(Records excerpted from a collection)
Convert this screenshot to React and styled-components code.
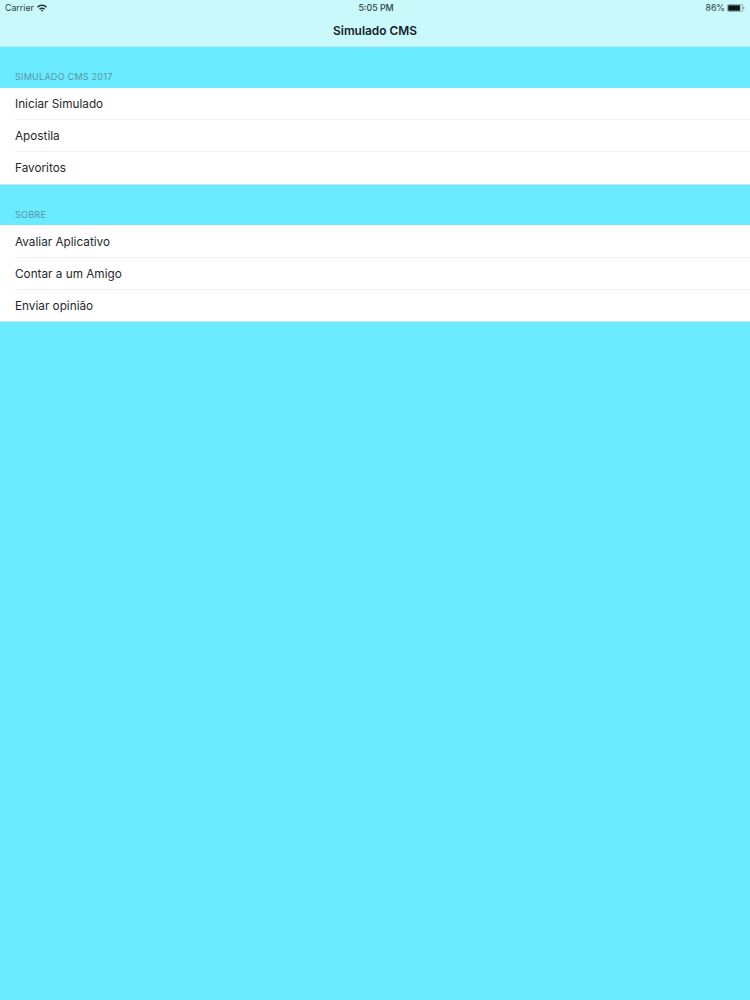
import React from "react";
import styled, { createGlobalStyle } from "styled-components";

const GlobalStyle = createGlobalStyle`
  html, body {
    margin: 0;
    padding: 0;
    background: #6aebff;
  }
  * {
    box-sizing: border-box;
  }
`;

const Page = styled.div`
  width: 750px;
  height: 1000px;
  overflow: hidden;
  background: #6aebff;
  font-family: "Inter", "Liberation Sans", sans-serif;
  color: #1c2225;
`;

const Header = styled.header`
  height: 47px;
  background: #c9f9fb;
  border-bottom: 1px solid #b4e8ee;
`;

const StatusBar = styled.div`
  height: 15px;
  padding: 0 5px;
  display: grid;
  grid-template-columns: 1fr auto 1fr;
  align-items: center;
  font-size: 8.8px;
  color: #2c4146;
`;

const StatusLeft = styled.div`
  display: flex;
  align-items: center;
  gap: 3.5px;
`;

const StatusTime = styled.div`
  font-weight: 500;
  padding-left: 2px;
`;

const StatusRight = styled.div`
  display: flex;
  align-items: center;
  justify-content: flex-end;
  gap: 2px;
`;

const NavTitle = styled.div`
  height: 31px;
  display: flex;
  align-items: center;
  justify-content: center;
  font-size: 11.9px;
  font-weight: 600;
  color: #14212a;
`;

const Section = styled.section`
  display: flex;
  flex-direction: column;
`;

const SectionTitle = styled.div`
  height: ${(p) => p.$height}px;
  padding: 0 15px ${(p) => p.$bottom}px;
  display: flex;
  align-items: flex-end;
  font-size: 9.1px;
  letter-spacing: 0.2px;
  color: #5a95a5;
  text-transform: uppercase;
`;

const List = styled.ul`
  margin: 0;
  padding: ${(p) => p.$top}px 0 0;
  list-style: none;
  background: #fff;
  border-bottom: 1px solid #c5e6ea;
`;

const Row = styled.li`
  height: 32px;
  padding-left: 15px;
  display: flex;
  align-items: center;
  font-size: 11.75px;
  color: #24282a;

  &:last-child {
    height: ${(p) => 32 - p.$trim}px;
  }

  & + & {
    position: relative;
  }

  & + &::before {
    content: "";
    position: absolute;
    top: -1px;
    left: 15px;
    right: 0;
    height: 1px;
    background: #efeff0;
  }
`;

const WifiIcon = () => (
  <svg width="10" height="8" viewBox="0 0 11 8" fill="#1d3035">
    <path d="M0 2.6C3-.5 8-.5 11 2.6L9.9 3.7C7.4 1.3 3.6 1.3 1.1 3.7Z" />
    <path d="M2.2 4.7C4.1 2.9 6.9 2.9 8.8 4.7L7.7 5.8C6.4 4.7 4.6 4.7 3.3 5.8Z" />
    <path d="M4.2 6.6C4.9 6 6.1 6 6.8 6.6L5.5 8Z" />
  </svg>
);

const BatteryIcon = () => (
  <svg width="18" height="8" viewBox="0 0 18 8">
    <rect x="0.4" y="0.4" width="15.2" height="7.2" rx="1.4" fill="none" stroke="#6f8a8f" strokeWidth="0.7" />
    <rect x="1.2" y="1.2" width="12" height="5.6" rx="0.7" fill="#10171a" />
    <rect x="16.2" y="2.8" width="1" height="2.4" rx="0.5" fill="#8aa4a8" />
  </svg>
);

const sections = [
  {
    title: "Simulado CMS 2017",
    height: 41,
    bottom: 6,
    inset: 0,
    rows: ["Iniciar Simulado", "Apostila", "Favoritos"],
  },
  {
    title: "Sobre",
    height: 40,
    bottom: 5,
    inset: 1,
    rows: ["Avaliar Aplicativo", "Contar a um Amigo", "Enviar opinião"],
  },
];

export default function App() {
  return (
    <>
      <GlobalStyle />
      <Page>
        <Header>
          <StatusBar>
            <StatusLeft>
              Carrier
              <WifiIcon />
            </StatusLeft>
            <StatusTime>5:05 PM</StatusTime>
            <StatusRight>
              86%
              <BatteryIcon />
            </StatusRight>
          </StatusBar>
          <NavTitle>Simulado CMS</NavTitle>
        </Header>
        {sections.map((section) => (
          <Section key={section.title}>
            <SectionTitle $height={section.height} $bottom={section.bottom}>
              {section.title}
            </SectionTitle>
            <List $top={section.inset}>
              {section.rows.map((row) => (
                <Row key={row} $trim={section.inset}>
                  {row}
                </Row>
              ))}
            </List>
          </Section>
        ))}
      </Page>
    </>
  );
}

==

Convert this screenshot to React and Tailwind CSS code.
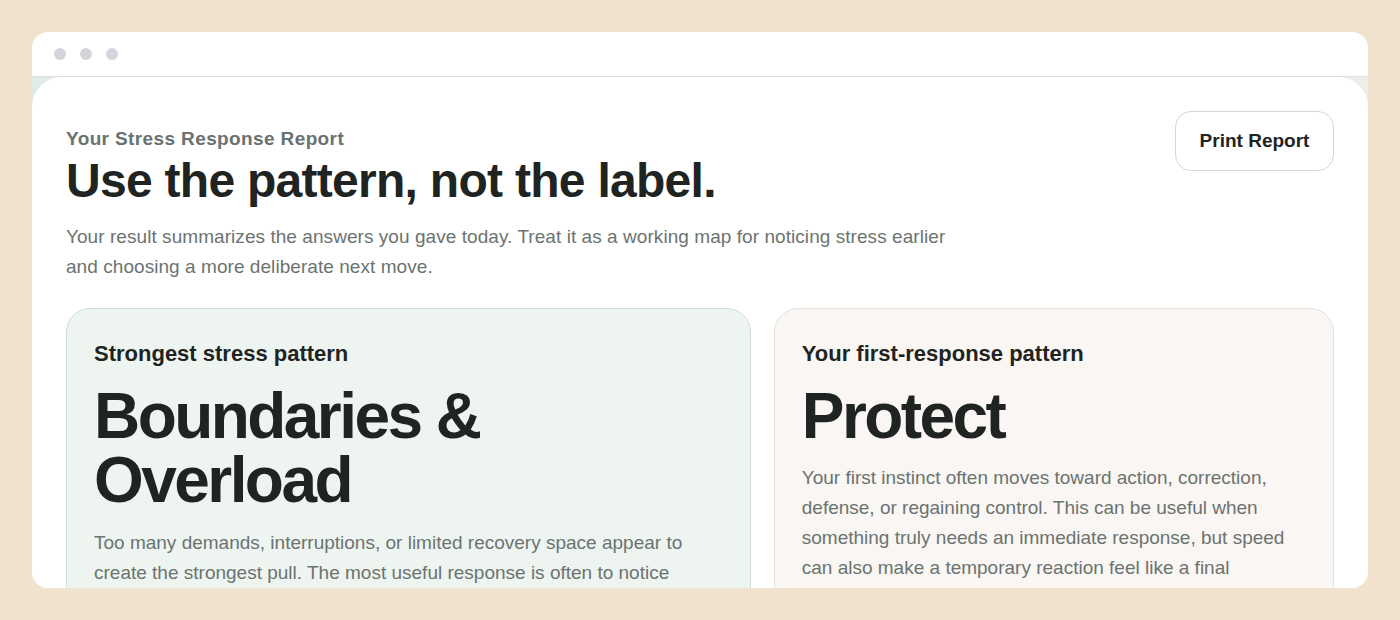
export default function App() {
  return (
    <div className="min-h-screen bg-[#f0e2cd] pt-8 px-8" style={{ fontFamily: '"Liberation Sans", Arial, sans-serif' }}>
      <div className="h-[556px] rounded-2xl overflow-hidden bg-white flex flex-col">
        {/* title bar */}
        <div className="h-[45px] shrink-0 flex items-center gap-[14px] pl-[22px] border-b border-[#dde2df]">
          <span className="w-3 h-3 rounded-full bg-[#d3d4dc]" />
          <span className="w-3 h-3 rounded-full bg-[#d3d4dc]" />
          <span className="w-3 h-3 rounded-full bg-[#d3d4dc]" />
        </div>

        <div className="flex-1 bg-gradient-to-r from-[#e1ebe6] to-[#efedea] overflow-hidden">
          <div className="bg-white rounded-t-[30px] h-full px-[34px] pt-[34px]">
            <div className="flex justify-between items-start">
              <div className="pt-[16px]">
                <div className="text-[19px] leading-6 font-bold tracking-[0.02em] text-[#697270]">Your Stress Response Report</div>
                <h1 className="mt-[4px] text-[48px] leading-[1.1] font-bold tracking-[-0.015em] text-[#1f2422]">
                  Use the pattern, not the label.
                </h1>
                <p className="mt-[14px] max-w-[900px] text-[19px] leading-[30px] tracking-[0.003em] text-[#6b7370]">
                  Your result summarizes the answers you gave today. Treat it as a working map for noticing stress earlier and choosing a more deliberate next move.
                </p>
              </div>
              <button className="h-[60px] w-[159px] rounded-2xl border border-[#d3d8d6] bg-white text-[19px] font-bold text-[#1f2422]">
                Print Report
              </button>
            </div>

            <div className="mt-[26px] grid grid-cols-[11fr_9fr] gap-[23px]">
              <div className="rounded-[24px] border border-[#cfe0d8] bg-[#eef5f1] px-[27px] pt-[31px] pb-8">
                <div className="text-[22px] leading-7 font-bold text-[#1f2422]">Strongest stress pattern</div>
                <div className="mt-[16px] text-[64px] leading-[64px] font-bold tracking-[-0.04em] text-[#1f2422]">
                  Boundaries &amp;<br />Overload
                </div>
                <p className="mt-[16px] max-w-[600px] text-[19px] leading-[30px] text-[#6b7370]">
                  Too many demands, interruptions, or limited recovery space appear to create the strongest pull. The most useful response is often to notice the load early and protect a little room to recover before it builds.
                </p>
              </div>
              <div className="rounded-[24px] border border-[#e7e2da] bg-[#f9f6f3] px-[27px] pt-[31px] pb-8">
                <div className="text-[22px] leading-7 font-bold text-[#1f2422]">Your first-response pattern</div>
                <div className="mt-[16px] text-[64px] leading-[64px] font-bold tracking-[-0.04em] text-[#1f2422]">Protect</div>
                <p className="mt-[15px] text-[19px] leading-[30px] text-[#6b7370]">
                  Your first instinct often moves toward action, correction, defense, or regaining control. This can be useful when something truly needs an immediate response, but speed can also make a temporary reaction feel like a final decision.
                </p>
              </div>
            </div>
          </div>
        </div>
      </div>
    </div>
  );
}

What the task asks:
Find and copy every line in the entries above where the string "Convert" occurs.

Answer:
Convert this screenshot to React and styled-components code.
Convert this screenshot to React and Tailwind CSS code.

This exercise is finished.